Riflessioni

Riflessioni

La mattina in cui mi sono imbarcata sul volo con destinazione Haiti non credevo che sarei tornata a casa con la voglia di ripartire il giorno dopo; dentro al mio cuore ci sono ancora i ricordi vivi di tutti quei visi dei bambini che mi sorridono, mi accarezzano questi capelli lisci e mi accarezzano il viso così liscio e chiaro a differenza del loro.
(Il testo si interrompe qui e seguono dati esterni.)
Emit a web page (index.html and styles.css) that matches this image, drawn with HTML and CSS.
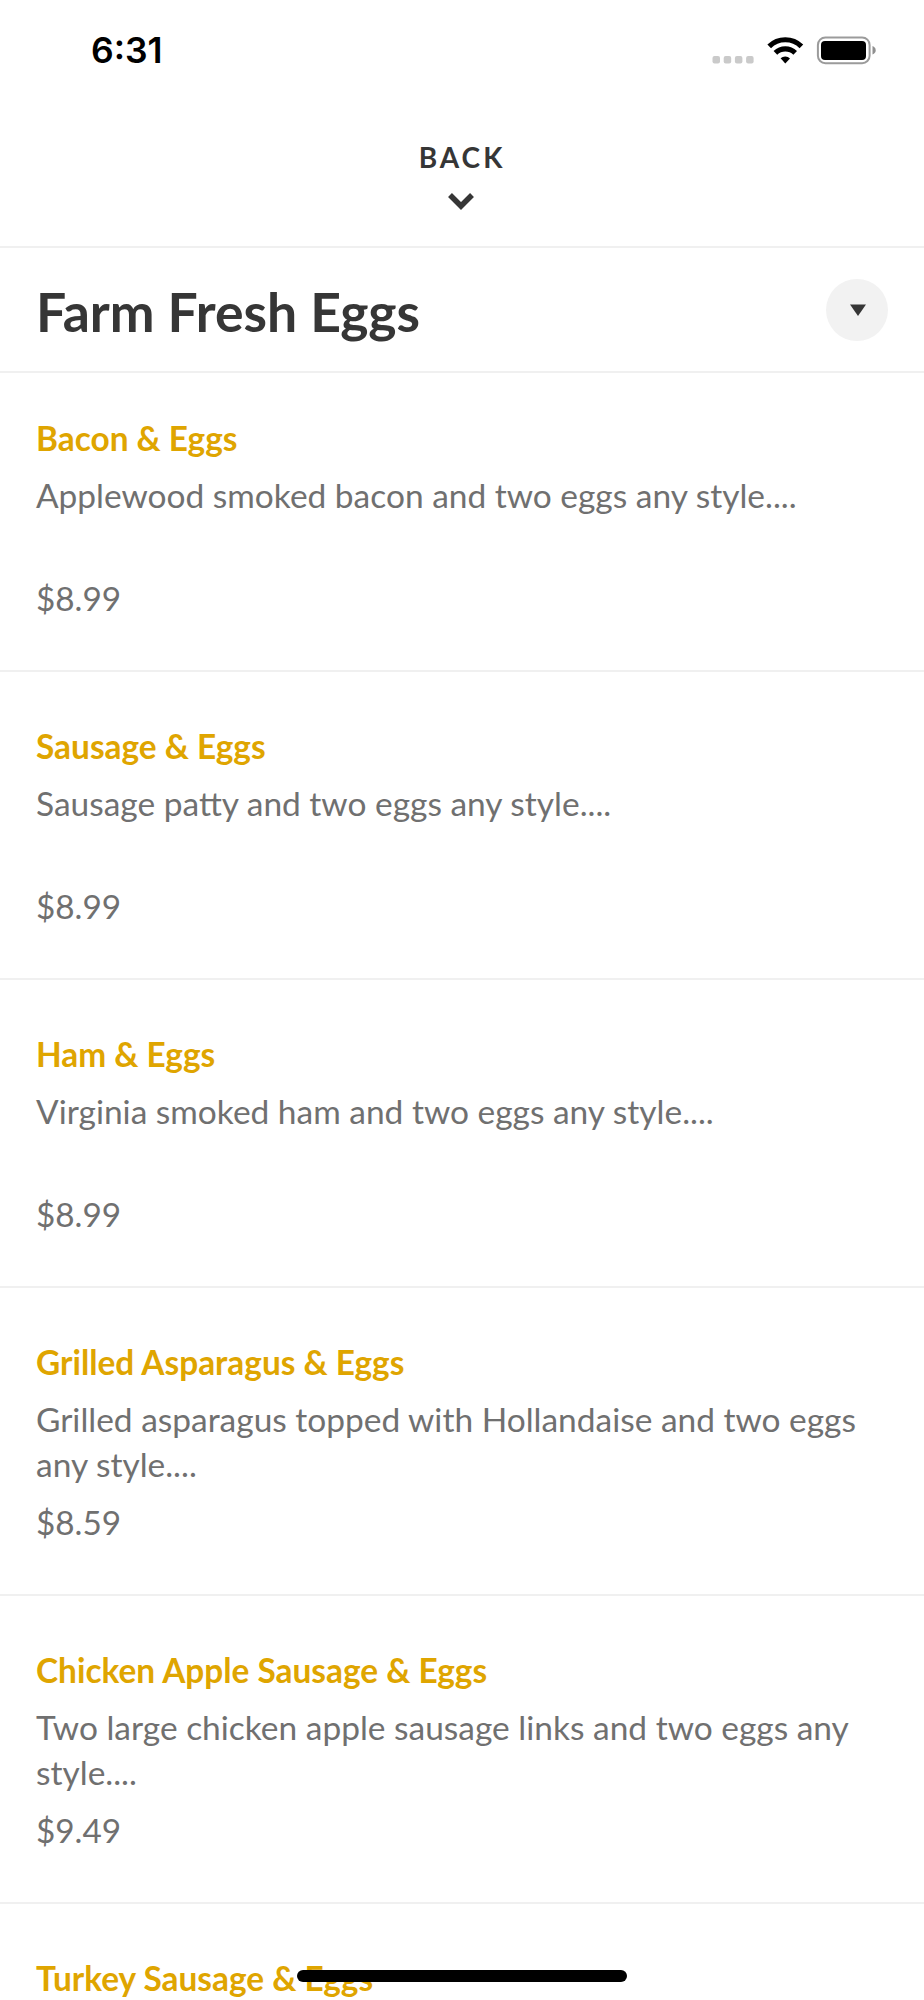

Il primo giorno mi è capitata una cosa che non credevo potesse mai succedermi, davanti alla gioia e all’allegria dei canti intonati da questi bimbi dai miei occhi sono iniziate a scendere lacrime che non erano altro che una immensa emozione, emozione di essere tra loro sapendo che quel poco che potevo fare con le mie mani per loro era tantissimo, sapendo che un mia semplice linguaccia per loro era motivo di risa, quelle risa di bambini che nonostante vivano di poco o nulla hanno sempre un viso che brilla di allegria.

Lavorare fianco a fianco a mio papà, sporcarsi le mani, sudare sotto al sole cocente per costruire due porte in un campo da calcio, visitare e somministrare pomate e capsule ad adulti e bambini sapendo che nessuno ti darà una pacca sulle spalle, nessuno ti darà lo stipendio, possono sembrare,  per chi non le ha mai provate,  atti o azioni che non ti lasciano nulla, ma per me non è stato così infatti ogni volta che sento alla televisione del sisma di febbraio 2010 o leggo sul giornale di Haiti il mio pensiero va a quei tre pali inchiodati che stanno rendendo felici molte persone.

Le impressioni e le sensazioni che mi sono portata via da lì sono estremamente personali, difficili da raccontare, sono un mix di immagini, suoni, rumori che solo persone che sono state sul territorio, credo, possano capire; è difficile anche dalle fotografie descrivere i sorrisi di quella gente, il territorio arido, le strade piene di coloratissime tap tap, il momento del passaggio della frontiera con lo slalom tra le patane (i nostri autoarticolati) e tutti i piccoli gesti che si fanno, come il fermarsi a prendere una CocaCola freddissima a fine giornata.

Purtroppo la mia avventura è durata solo quindici giorni, ma sono stati i quindici giorni più emozionanti che io abbia mai avuto in 22 anni della mia vita, sembra una frase fatta, lo so, ma io mi sento di dire che per me è stato così, vivere solo per aiutare persone che non hanno nulla, arrabbiarsi o rimanere delusi se non si è riusciti a fare ciò per cui sei lì, piangere per delle canzoni cantate da bambini adesso so che sono parte di me e nulla potrò portarmeli via.

Si dice che da viaggi di questo genere si torna cambiati, diversi, tutto questo è verissimo, si impara, almeno per quanto mi riguarda, a dire meno “lo voglio”, a fare a meno di cose che verranno usate solo una volta, a non buttare via ciò che per te è vecchio ma a donarlo a qualcuno che lo terrà come fosse nuovo, ma soprattutto si cercano attimi di solitudine, nei quali ci sei solo te e i tuoi pensieri e tutto ciò che ti circonda, anche se per pochi attimi svanisce, come in questo momento che mi trovo seduta sul letto della mia casa a Bologna e la mia mente sta rivivendo tutte quelle immagini vissute ormai, più di 5 mesi fa.